Exercise objective: Write out the listing below without alteration, omitting its pictures.

Collected material:
= = = = =
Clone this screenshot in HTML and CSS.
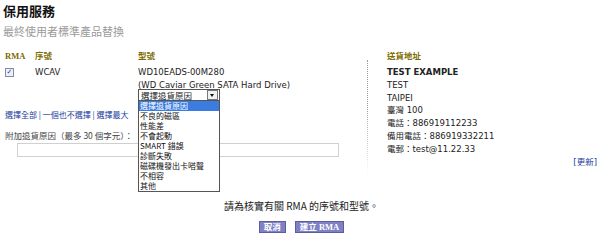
FILE: index.html
```html
<!DOCTYPE html>
<html lang="zh-Hant">
<head>
  <meta charset="UTF-8" />
  <title>保用服務</title>
  <link rel="stylesheet" href="styles.css">
</head>
<body>

  <!-- page heading -->
  <h1 class="title">保用服務</h1>
  <p class="subtitle">最終使用者標準產品替換</p>

  <!-- RMA item table -->
  <div class="rma">
    <div class="col col-check">
      <div class="head">RMA</div>
      <div class="check"><span class="box">&#10003;</span></div>
    </div>
    <div class="col col-serial">
      <div class="head">序號</div>
      <div class="line">WCAV</div>
    </div>
    <div class="col col-model">
      <div class="head">型號</div>
      <div class="line">WD10EADS-00M280</div>
      <div class="line">(WD Caviar Green SATA Hard Drive)</div>
      <div class="select-wrap">
        <div class="select">
          <span>選擇退貨原因</span>
          <span class="arrow"></span>
        </div>
        <!-- open dropdown list -->
        <ul class="options">
          <li class="active">選擇退貨原因</li>
          <li>不良的磁區</li>
          <li>性能差</li>
          <li>不會起動</li>
          <li>SMART 錯誤</li>
          <li>診斷失敗</li>
          <li>磁碟機發出卡嗒聲</li>
          <li>不相容</li>
          <li>其他</li>
        </ul>
      </div>
    </div>
    <div class="divider"></div>
    <div class="col col-address">
      <div class="head">送貨地址</div>
      <div class="line strong">TEST EXAMPLE</div>
      <div class="line">TEST</div>
      <div class="line">TAIPEI</div>
      <div class="line">臺灣 100</div>
      <div class="line">電話：886919112233</div>
      <div class="line">備用電話：886919332211</div>
      <div class="line">電郵：test@11.22.33</div>
      <div class="update"><a href="#">[更新]</a></div>
    </div>
  </div>

  <!-- selection links + extra reason -->
  <div class="pick">
    <a href="#">選擇全部</a> | <a href="#">一個也不選擇</a> | <a href="#">選擇最大</a>
  </div>
  <div class="reason">附加退貨原因（最多 30 個字元）：</div>
  <div class="reason-input"></div>

  <p class="notice">請為核實有關 RMA 的序號和型號。</p>

  <div class="actions">
    <button class="btn">取消</button>
    <button class="btn">建立 RMA</button>
  </div>

</body>
</html>
```

FILE: styles.css
```css
body {
  margin: 0;
  padding: 3px 0 0 3px;
  width: 597px;
  height: 239px;
  overflow: hidden;
  background: #ffffff;
  font-family: "DejaVu Sans", "Noto Sans CJK TC", sans-serif;
  font-size: 8.5px;
  color: #222222;
}
.title {
  margin: 0;
  font-size: 13px;
  line-height: 15px;
  font-weight: bold;
  color: #111111;
  font-family: "Noto Sans CJK TC", sans-serif;
}
.subtitle {
  margin: 6px 0 0 0;
  font-size: 11px;
  line-height: 14px;
  color: #9a9a9a;
  font-family: "Noto Sans CJK TC", sans-serif;
}
.rma {
  display: flex;
  margin-top: 12px;
}
.col {
  display: flex;
  flex-direction: column;
}
.head {
  font-weight: bold;
  color: #7d6b00;
  line-height: 12px;
  height: 12px;
  margin-bottom: 4px;
  font-family: "Liberation Serif", "Noto Sans CJK TC", serif;
  font-size: 8.5px;
}
.line {
  line-height: 12.8px;
  white-space: nowrap;
}
.strong {
  font-weight: bold;
}
.col-check {
  width: 32px;
  padding-left: 2px;
  box-sizing: border-box;
}
.check {
  height: 12.8px;
  display: flex;
  align-items: center;
}
.box {
  display: inline-block;
  width: 7px;
  height: 7px;
  border: 1px solid #8a8a9a;
  background: #eef0f8;
  color: #2040c0;
  font-size: 7px;
  line-height: 7px;
  text-align: center;
  font-weight: bold;
}
.col-serial {
  width: 103px;
}
.col-model {
  width: 229px;
}
.select-wrap {
  position: relative;
  width: 82px;
  margin-top: -3px;
}
.select {
  display: flex;
  justify-content: space-between;
  align-items: center;
  height: 10px;
  border: 1px solid #555555;
  background: #ffffff;
  font-family: "Noto Sans CJK TC", sans-serif;
  font-size: 8.5px;
  line-height: 10px;
  padding-left: 2px;
}
.arrow {
  width: 9px;
  height: 8px;
  border: 1px solid #777777;
  margin-right: 1px;
  background: #f0f0f0;
  position: relative;
}
.arrow::after {
  content: "";
  position: absolute;
  left: 2px;
  top: 3px;
  border-left: 2.5px solid transparent;
  border-right: 2.5px solid transparent;
  border-top: 3px solid #111111;
}
.options {
  position: absolute;
  left: 0;
  top: 11px;
  width: 80px;
  margin: 0;
  padding: 0;
  list-style: none;
  background: #ffffff;
  border: 1px solid #555555;
  font-family: "Noto Sans CJK TC", sans-serif;
  font-size: 8px;
  z-index: 5;
}
.options li {
  height: 10.1px;
  line-height: 10.1px;
  padding-left: 1px;
  white-space: nowrap;
  color: #111111;
}
.options li.active {
  background: #3a7ce0;
  color: #ffffff;
}
.divider {
  width: 0;
  margin-top: 10px;
  height: 118px;
  border-left: 1px dotted #9a9a9a;
  -webkit-mask-image: linear-gradient(#000 40%, transparent);
  mask-image: linear-gradient(#000 40%, transparent);
}
.col-address {
  padding-left: 19px;
  width: 210px;
}
.update {
  text-align: right;
  line-height: 12px;
}
a {
  color: #1a3c9c;
  text-decoration: none;
}
.pick {
  position: relative;
  margin-top: -69px;
  padding-left: 2px;
  color: #1a3c9c;
  line-height: 12px;
  font-family: "Noto Sans CJK TC", sans-serif;
  font-size: 8px;
  width: 132px;
}
.reason {
  margin-top: 8px;
  padding-left: 2px;
  color: #444444;
  line-height: 12px;
  font-family: "Noto Sans CJK TC", sans-serif;
  font-size: 8.5px;
}
.reason-input {
  margin: 2px 0 0 14px;
  width: 320px;
  height: 12px;
  border: 1px solid #d0d0d0;
}
.notice {
  margin: 42px 0 0 0;
  text-align: center;
  font-family: "Noto Sans CJK TC", sans-serif;
  font-size: 10px;
  line-height: 14px;
  color: #222222;
}
.actions {
  display: flex;
  justify-content: center;
  gap: 9px;
  margin-top: 8px;
}
.btn {
  padding: 0 4px;
  height: 12px;
  font-family: "Liberation Serif", "Noto Sans CJK TC", serif;
  font-size: 8.5px;
  font-weight: bold;
  line-height: 10px;
  color: #ffffff;
  background: #8080c4;
  border: 1px solid #5c5ca0;
  cursor: pointer;
}
```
= = = = =
Correct answer:
Clone this screenshot in HTML and CSS.
FILE: index.html
```html
<!DOCTYPE html>
<html lang="zh-Hant">
<head>
  <meta charset="UTF-8" />
  <title>保用服務</title>
  <link rel="stylesheet" href="styles.css">
</head>
<body>

  <!-- page heading -->
  <h1 class="title">保用服務</h1>
  <p class="subtitle">最終使用者標準產品替換</p>

  <!-- RMA item table -->
  <div class="rma">
    <div class="col col-check">
      <div class="head">RMA</div>
      <div class="check"><span class="box">&#10003;</span></div>
    </div>
    <div class="col col-serial">
      <div class="head">序號</div>
      <div class="line">WCAV</div>
    </div>
    <div class="col col-model">
      <div class="head">型號</div>
      <div class="line">WD10EADS-00M280</div>
      <div class="line">(WD Caviar Green SATA Hard Drive)</div>
      <div class="select-wrap">
        <div class="select">
          <span>選擇退貨原因</span>
          <span class="arrow"></span>
        </div>
        <!-- open dropdown list -->
        <ul class="options">
          <li class="active">選擇退貨原因</li>
          <li>不良的磁區</li>
          <li>性能差</li>
          <li>不會起動</li>
          <li>SMART 錯誤</li>
          <li>診斷失敗</li>
          <li>磁碟機發出卡嗒聲</li>
          <li>不相容</li>
          <li>其他</li>
        </ul>
      </div>
    </div>
    <div class="divider"></div>
    <div class="col col-address">
      <div class="head">送貨地址</div>
      <div class="line strong">TEST EXAMPLE</div>
      <div class="line">TEST</div>
      <div class="line">TAIPEI</div>
      <div class="line">臺灣 100</div>
      <div class="line">電話：886919112233</div>
      <div class="line">備用電話：886919332211</div>
      <div class="line">電郵：test@11.22.33</div>
      <div class="update"><a href="#">[更新]</a></div>
    </div>
  </div>

  <!-- selection links + extra reason -->
  <div class="pick">
    <a href="#">選擇全部</a> | <a href="#">一個也不選擇</a> | <a href="#">選擇最大</a>
  </div>
  <div class="reason">附加退貨原因（最多 30 個字元）：</div>
  <div class="reason-input"></div>

  <p class="notice">請為核實有關 RMA 的序號和型號。</p>

  <div class="actions">
    <button class="btn">取消</button>
    <button class="btn">建立 RMA</button>
  </div>

</body>
</html>
```

FILE: styles.css
```css
body {
  margin: 0;
  padding: 3px 0 0 3px;
  width: 597px;
  height: 239px;
  overflow: hidden;
  background: #ffffff;
  font-family: "DejaVu Sans", "Noto Sans CJK TC", sans-serif;
  font-size: 8.5px;
  color: #222222;
}
.title {
  margin: 0;
  font-size: 13px;
  line-height: 15px;
  font-weight: bold;
  color: #111111;
  font-family: "Noto Sans CJK TC", sans-serif;
}
.subtitle {
  margin: 6px 0 0 0;
  font-size: 11px;
  line-height: 14px;
  color: #9a9a9a;
  font-family: "Noto Sans CJK TC", sans-serif;
}
.rma {
  display: flex;
  margin-top: 12px;
}
.col {
  display: flex;
  flex-direction: column;
}
.head {
  font-weight: bold;
  color: #7d6b00;
  line-height: 12px;
  height: 12px;
  margin-bottom: 4px;
  font-family: "Liberation Serif", "Noto Sans CJK TC", serif;
  font-size: 8.5px;
}
.line {
  line-height: 12.8px;
  white-space: nowrap;
}
.strong {
  font-weight: bold;
}
.col-check {
  width: 32px;
  padding-left: 2px;
  box-sizing: border-box;
}
.check {
  height: 12.8px;
  display: flex;
  align-items: center;
}
.box {
  display: inline-block;
  width: 7px;
  height: 7px;
  border: 1px solid #8a8a9a;
  background: #eef0f8;
  color: #2040c0;
  font-size: 7px;
  line-height: 7px;
  text-align: center;
  font-weight: bold;
}
.col-serial {
  width: 103px;
}
.col-model {
  width: 229px;
}
.select-wrap {
  position: relative;
  width: 82px;
  margin-top: -3px;
}
.select {
  display: flex;
  justify-content: space-between;
  align-items: center;
  height: 10px;
  border: 1px solid #555555;
  background: #ffffff;
  font-family: "Noto Sans CJK TC", sans-serif;
  font-size: 8.5px;
  line-height: 10px;
  padding-left: 2px;
}
.arrow {
  width: 9px;
  height: 8px;
  border: 1px solid #777777;
  margin-right: 1px;
  background: #f0f0f0;
  position: relative;
}
.arrow::after {
  content: "";
  position: absolute;
  left: 2px;
  top: 3px;
  border-left: 2.5px solid transparent;
  border-right: 2.5px solid transparent;
  border-top: 3px solid #111111;
}
.options {
  position: absolute;
  left: 0;
  top: 11px;
  width: 80px;
  margin: 0;
  padding: 0;
  list-style: none;
  background: #ffffff;
  border: 1px solid #555555;
  font-family: "Noto Sans CJK TC", sans-serif;
  font-size: 8px;
  z-index: 5;
}
.options li {
  height: 10.1px;
  line-height: 10.1px;
  padding-left: 1px;
  white-space: nowrap;
  color: #111111;
}
.options li.active {
  background: #3a7ce0;
  color: #ffffff;
}
.divider {
  width: 0;
  margin-top: 10px;
  height: 118px;
  border-left: 1px dotted #9a9a9a;
  -webkit-mask-image: linear-gradient(#000 40%, transparent);
  mask-image: linear-gradient(#000 40%, transparent);
}
.col-address {
  padding-left: 19px;
  width: 210px;
}
.update {
  text-align: right;
  line-height: 12px;
}
a {
  color: #1a3c9c;
  text-decoration: none;
}
.pick {
  position: relative;
  margin-top: -69px;
  padding-left: 2px;
  color: #1a3c9c;
  line-height: 12px;
  font-family: "Noto Sans CJK TC", sans-serif;
  font-size: 8px;
  width: 132px;
}
.reason {
  margin-top: 8px;
  padding-left: 2px;
  color: #444444;
  line-height: 12px;
  font-family: "Noto Sans CJK TC", sans-serif;
  font-size: 8.5px;
}
.reason-input {
  margin: 2px 0 0 14px;
  width: 320px;
  height: 12px;
  border: 1px solid #d0d0d0;
}
.notice {
  margin: 42px 0 0 0;
  text-align: center;
  font-family: "Noto Sans CJK TC", sans-serif;
  font-size: 10px;
  line-height: 14px;
  color: #222222;
}
.actions {
  display: flex;
  justify-content: center;
  gap: 9px;
  margin-top: 8px;
}
.btn {
  padding: 0 4px;
  height: 12px;
  font-family: "Liberation Serif", "Noto Sans CJK TC", serif;
  font-size: 8.5px;
  font-weight: bold;
  line-height: 10px;
  color: #ffffff;
  background: #8080c4;
  border: 1px solid #5c5ca0;
  cursor: pointer;
}
```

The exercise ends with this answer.